Fast, reliable internet might be standard in Nairobi’s leafy suburbs, but beyond the cities, the picture is very different. The latest Kenya Housing Survey, released by the CA, reveals that just 0.6% of rural households have fixed internet.
The contrast with urban Kenya is striking: 17.3% of urban homes enjoy fixed broadband. Even at a national level, fixed internet is rare with only 7% of households are connected. That leaves the vast majority relying on mobile phones for data or, in many rural areas, no internet at all.

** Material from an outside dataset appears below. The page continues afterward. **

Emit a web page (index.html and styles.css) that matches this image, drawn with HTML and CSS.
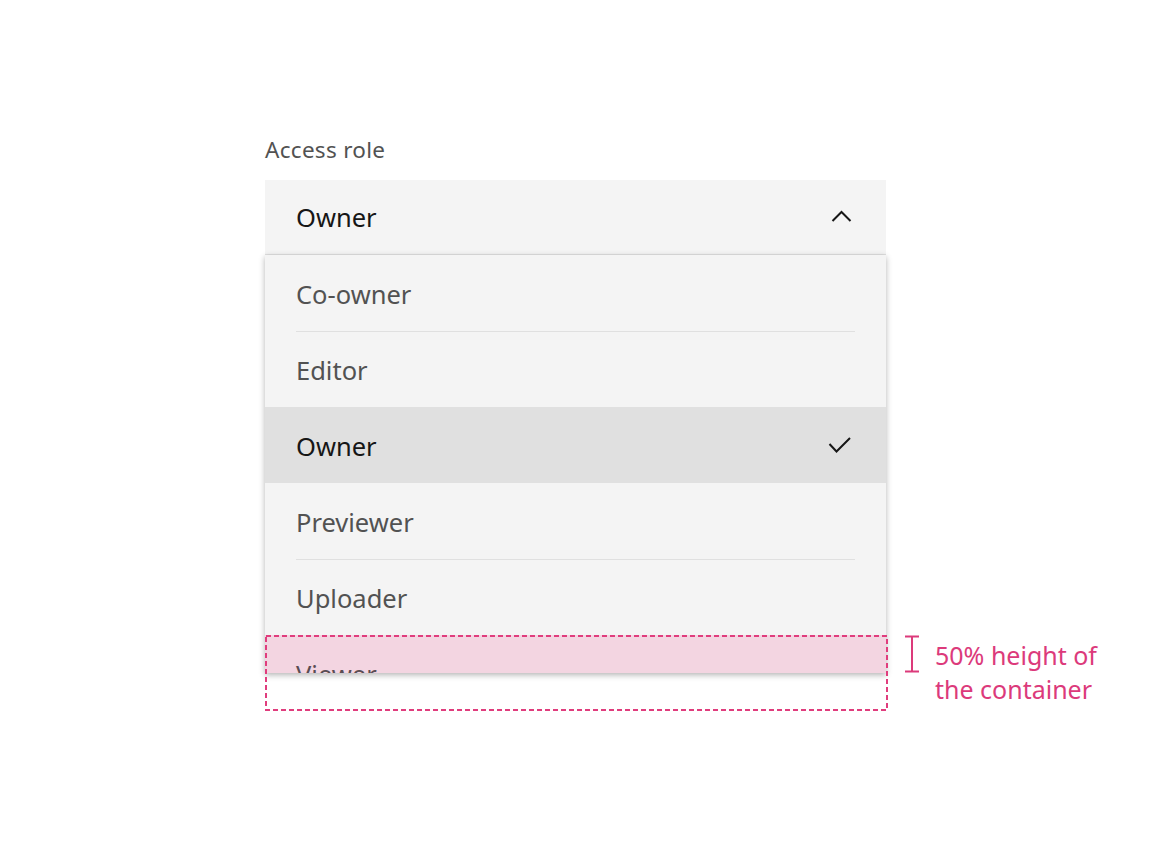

Mobile internet is Kenya’s real connectivity workhorse, with 36.3% of households nationally having some form of internet connection, mostly via mobile networks. Urban homes (54.1%) are far more likely to be connected than rural ones (25.1%). Counties like Nairobi, Kiambu, and parts of North Eastern lead the country in internet accessibility as highlighted in a recent CA report on connectivity gaps. At the other end, many counties in Western and South Nyanza remain among the least connected.
Even in cities, most internet access happens through mobile phones. Fixed broadband is often used by households where multiple people work or study from home, or where heavy streaming and downloads are common. Urban providers like Faiba, Safaricom, and Zuku compete for this market, with Faiba topping speed tests, Safaricom excelling in streaming quality, and Zuku delivering the best latency for gamers.
In rural areas, affordability is a major barrier. Fixed-line packages often cost more than entire monthly household budgets, and providers may not even offer service in remote areas. Infrastructure is the other challenge: laying fibre or even maintaining wireless distribution in sparsely populated, geographically challenging regions is costly and logistically complex.

The ICT report also shows that only 8.8% of households own a computer, and just 2% have any smart home technology. For rural areas, those numbers are even lower. Without fixed internet, services like telemedicine, e-learning, and reliable remote work remain out of reach for millions.
Bridging this gap will require more than just private sector investment. Government-backed rural broadband projects, subsidies for household connections, and community Wi-Fi initiatives could all play a role in expanding access. But as it stands, fixed broadband is a city luxury and unless something changes, the rural-urban divide in digital opportunity will only grow wider.